Give every line again exactly as it appears, please, but not the pictures.

━━ Data section ━━

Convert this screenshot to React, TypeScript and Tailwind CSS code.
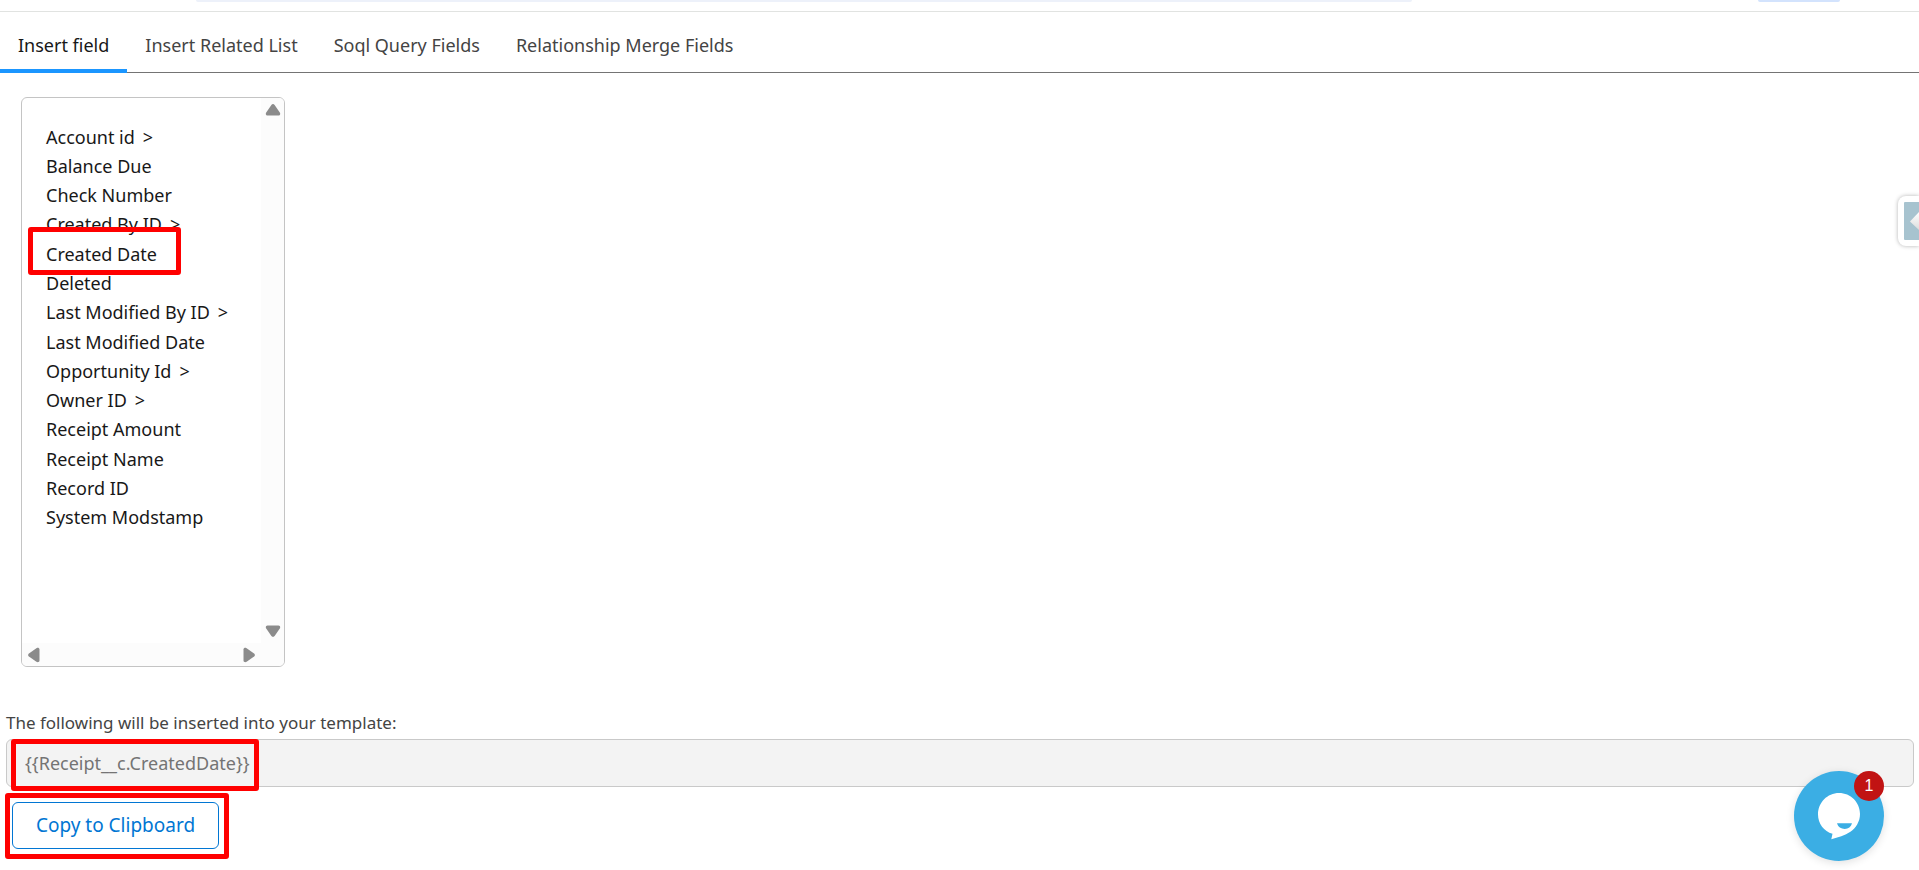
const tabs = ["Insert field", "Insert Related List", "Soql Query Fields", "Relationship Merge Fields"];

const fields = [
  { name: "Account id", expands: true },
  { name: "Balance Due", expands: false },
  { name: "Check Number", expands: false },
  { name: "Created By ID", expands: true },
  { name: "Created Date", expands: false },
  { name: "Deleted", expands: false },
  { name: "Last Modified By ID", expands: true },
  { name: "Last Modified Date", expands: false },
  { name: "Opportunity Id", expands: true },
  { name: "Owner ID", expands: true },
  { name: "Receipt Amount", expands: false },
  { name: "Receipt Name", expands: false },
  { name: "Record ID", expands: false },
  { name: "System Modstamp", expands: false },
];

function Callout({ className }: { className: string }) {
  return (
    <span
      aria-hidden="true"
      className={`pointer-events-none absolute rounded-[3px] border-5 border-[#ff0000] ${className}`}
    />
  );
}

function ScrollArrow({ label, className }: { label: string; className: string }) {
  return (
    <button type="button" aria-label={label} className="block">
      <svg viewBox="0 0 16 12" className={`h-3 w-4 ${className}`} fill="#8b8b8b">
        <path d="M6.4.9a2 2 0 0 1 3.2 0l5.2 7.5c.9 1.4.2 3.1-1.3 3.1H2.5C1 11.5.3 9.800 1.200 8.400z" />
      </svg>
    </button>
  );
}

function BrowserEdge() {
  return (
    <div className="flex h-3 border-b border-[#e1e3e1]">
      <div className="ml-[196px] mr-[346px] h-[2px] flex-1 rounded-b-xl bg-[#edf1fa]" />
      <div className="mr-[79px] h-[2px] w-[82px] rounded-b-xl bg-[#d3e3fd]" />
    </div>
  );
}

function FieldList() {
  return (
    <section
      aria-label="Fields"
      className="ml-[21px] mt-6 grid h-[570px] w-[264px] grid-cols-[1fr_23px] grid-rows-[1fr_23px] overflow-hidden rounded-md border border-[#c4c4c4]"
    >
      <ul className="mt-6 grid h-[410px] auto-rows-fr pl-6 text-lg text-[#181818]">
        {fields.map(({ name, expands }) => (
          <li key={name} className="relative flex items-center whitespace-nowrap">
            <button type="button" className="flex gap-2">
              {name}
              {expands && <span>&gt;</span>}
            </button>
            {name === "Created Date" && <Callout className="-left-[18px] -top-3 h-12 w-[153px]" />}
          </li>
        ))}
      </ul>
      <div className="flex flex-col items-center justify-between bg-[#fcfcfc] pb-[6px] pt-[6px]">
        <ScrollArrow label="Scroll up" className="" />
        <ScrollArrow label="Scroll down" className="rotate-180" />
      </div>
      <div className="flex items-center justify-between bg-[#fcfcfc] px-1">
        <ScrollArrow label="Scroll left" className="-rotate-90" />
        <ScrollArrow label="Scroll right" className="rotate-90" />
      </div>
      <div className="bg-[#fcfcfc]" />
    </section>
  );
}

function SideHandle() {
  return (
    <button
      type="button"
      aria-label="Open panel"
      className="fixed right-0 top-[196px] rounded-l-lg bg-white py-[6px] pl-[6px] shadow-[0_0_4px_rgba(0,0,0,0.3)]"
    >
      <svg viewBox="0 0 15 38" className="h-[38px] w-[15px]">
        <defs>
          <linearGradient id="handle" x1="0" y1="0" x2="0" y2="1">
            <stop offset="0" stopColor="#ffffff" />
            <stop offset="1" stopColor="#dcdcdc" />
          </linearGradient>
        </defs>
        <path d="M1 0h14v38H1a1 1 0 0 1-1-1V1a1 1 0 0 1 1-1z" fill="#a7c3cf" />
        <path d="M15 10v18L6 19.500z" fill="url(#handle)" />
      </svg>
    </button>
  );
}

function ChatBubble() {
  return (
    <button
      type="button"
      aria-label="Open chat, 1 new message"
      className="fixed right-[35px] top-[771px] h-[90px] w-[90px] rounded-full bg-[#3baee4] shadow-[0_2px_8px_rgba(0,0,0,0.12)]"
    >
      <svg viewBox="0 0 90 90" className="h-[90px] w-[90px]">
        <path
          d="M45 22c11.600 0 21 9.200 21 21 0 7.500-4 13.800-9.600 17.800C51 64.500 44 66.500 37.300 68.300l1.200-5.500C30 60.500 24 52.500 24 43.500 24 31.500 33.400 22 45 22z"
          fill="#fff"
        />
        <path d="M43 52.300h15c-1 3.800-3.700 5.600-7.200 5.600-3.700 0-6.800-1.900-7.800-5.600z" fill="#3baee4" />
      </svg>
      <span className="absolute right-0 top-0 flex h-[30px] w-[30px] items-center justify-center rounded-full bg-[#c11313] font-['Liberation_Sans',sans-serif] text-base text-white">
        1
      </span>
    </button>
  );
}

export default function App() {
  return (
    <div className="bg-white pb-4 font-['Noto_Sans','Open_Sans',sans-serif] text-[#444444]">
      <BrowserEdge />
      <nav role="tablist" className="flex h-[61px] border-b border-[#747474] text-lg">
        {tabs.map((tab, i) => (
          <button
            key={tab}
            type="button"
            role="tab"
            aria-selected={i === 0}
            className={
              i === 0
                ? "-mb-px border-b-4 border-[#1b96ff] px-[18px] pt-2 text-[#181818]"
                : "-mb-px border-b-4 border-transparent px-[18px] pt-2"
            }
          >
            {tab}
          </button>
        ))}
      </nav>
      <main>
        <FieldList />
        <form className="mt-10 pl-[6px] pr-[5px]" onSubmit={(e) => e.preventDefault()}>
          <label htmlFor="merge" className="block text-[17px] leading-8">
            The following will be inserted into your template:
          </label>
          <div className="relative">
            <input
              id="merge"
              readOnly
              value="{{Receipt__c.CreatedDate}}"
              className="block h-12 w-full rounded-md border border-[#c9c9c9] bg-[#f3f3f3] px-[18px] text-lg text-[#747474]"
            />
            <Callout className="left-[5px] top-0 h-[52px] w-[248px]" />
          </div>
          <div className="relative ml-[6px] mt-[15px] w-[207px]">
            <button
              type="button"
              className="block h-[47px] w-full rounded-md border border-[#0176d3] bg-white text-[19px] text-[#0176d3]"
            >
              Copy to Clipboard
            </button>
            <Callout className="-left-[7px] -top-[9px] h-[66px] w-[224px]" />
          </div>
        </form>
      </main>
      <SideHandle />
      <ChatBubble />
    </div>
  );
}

━━━

Full solution:
Convert this screenshot to React, TypeScript and Tailwind CSS code.
const tabs = ["Insert field", "Insert Related List", "Soql Query Fields", "Relationship Merge Fields"];

const fields = [
  { name: "Account id", expands: true },
  { name: "Balance Due", expands: false },
  { name: "Check Number", expands: false },
  { name: "Created By ID", expands: true },
  { name: "Created Date", expands: false },
  { name: "Deleted", expands: false },
  { name: "Last Modified By ID", expands: true },
  { name: "Last Modified Date", expands: false },
  { name: "Opportunity Id", expands: true },
  { name: "Owner ID", expands: true },
  { name: "Receipt Amount", expands: false },
  { name: "Receipt Name", expands: false },
  { name: "Record ID", expands: false },
  { name: "System Modstamp", expands: false },
];

function Callout({ className }: { className: string }) {
  return (
    <span
      aria-hidden="true"
      className={`pointer-events-none absolute rounded-[3px] border-5 border-[#ff0000] ${className}`}
    />
  );
}

function ScrollArrow({ label, className }: { label: string; className: string }) {
  return (
    <button type="button" aria-label={label} className="block">
      <svg viewBox="0 0 16 12" className={`h-3 w-4 ${className}`} fill="#8b8b8b">
        <path d="M6.4.9a2 2 0 0 1 3.2 0l5.2 7.5c.9 1.4.2 3.1-1.3 3.1H2.5C1 11.5.3 9.800 1.200 8.400z" />
      </svg>
    </button>
  );
}

function BrowserEdge() {
  return (
    <div className="flex h-3 border-b border-[#e1e3e1]">
      <div className="ml-[196px] mr-[346px] h-[2px] flex-1 rounded-b-xl bg-[#edf1fa]" />
      <div className="mr-[79px] h-[2px] w-[82px] rounded-b-xl bg-[#d3e3fd]" />
    </div>
  );
}

function FieldList() {
  return (
    <section
      aria-label="Fields"
      className="ml-[21px] mt-6 grid h-[570px] w-[264px] grid-cols-[1fr_23px] grid-rows-[1fr_23px] overflow-hidden rounded-md border border-[#c4c4c4]"
    >
      <ul className="mt-6 grid h-[410px] auto-rows-fr pl-6 text-lg text-[#181818]">
        {fields.map(({ name, expands }) => (
          <li key={name} className="relative flex items-center whitespace-nowrap">
            <button type="button" className="flex gap-2">
              {name}
              {expands && <span>&gt;</span>}
            </button>
            {name === "Created Date" && <Callout className="-left-[18px] -top-3 h-12 w-[153px]" />}
          </li>
        ))}
      </ul>
      <div className="flex flex-col items-center justify-between bg-[#fcfcfc] pb-[6px] pt-[6px]">
        <ScrollArrow label="Scroll up" className="" />
        <ScrollArrow label="Scroll down" className="rotate-180" />
      </div>
      <div className="flex items-center justify-between bg-[#fcfcfc] px-1">
        <ScrollArrow label="Scroll left" className="-rotate-90" />
        <ScrollArrow label="Scroll right" className="rotate-90" />
      </div>
      <div className="bg-[#fcfcfc]" />
    </section>
  );
}

function SideHandle() {
  return (
    <button
      type="button"
      aria-label="Open panel"
      className="fixed right-0 top-[196px] rounded-l-lg bg-white py-[6px] pl-[6px] shadow-[0_0_4px_rgba(0,0,0,0.3)]"
    >
      <svg viewBox="0 0 15 38" className="h-[38px] w-[15px]">
        <defs>
          <linearGradient id="handle" x1="0" y1="0" x2="0" y2="1">
            <stop offset="0" stopColor="#ffffff" />
            <stop offset="1" stopColor="#dcdcdc" />
          </linearGradient>
        </defs>
        <path d="M1 0h14v38H1a1 1 0 0 1-1-1V1a1 1 0 0 1 1-1z" fill="#a7c3cf" />
        <path d="M15 10v18L6 19.500z" fill="url(#handle)" />
      </svg>
    </button>
  );
}

function ChatBubble() {
  return (
    <button
      type="button"
      aria-label="Open chat, 1 new message"
      className="fixed right-[35px] top-[771px] h-[90px] w-[90px] rounded-full bg-[#3baee4] shadow-[0_2px_8px_rgba(0,0,0,0.12)]"
    >
      <svg viewBox="0 0 90 90" className="h-[90px] w-[90px]">
        <path
          d="M45 22c11.600 0 21 9.200 21 21 0 7.500-4 13.800-9.600 17.800C51 64.500 44 66.500 37.300 68.300l1.200-5.500C30 60.500 24 52.500 24 43.500 24 31.500 33.400 22 45 22z"
          fill="#fff"
        />
        <path d="M43 52.300h15c-1 3.800-3.700 5.600-7.200 5.600-3.700 0-6.800-1.900-7.800-5.600z" fill="#3baee4" />
      </svg>
      <span className="absolute right-0 top-0 flex h-[30px] w-[30px] items-center justify-center rounded-full bg-[#c11313] font-['Liberation_Sans',sans-serif] text-base text-white">
        1
      </span>
    </button>
  );
}

export default function App() {
  return (
    <div className="bg-white pb-4 font-['Noto_Sans','Open_Sans',sans-serif] text-[#444444]">
      <BrowserEdge />
      <nav role="tablist" className="flex h-[61px] border-b border-[#747474] text-lg">
        {tabs.map((tab, i) => (
          <button
            key={tab}
            type="button"
            role="tab"
            aria-selected={i === 0}
            className={
              i === 0
                ? "-mb-px border-b-4 border-[#1b96ff] px-[18px] pt-2 text-[#181818]"
                : "-mb-px border-b-4 border-transparent px-[18px] pt-2"
            }
          >
            {tab}
          </button>
        ))}
      </nav>
      <main>
        <FieldList />
        <form className="mt-10 pl-[6px] pr-[5px]" onSubmit={(e) => e.preventDefault()}>
          <label htmlFor="merge" className="block text-[17px] leading-8">
            The following will be inserted into your template:
          </label>
          <div className="relative">
            <input
              id="merge"
              readOnly
              value="{{Receipt__c.CreatedDate}}"
              className="block h-12 w-full rounded-md border border-[#c9c9c9] bg-[#f3f3f3] px-[18px] text-lg text-[#747474]"
            />
            <Callout className="left-[5px] top-0 h-[52px] w-[248px]" />
          </div>
          <div className="relative ml-[6px] mt-[15px] w-[207px]">
            <button
              type="button"
              className="block h-[47px] w-full rounded-md border border-[#0176d3] bg-white text-[19px] text-[#0176d3]"
            >
              Copy to Clipboard
            </button>
            <Callout className="-left-[7px] -top-[9px] h-[66px] w-[224px]" />
          </div>
        </form>
      </main>
      <SideHandle />
      <ChatBubble />
    </div>
  );
}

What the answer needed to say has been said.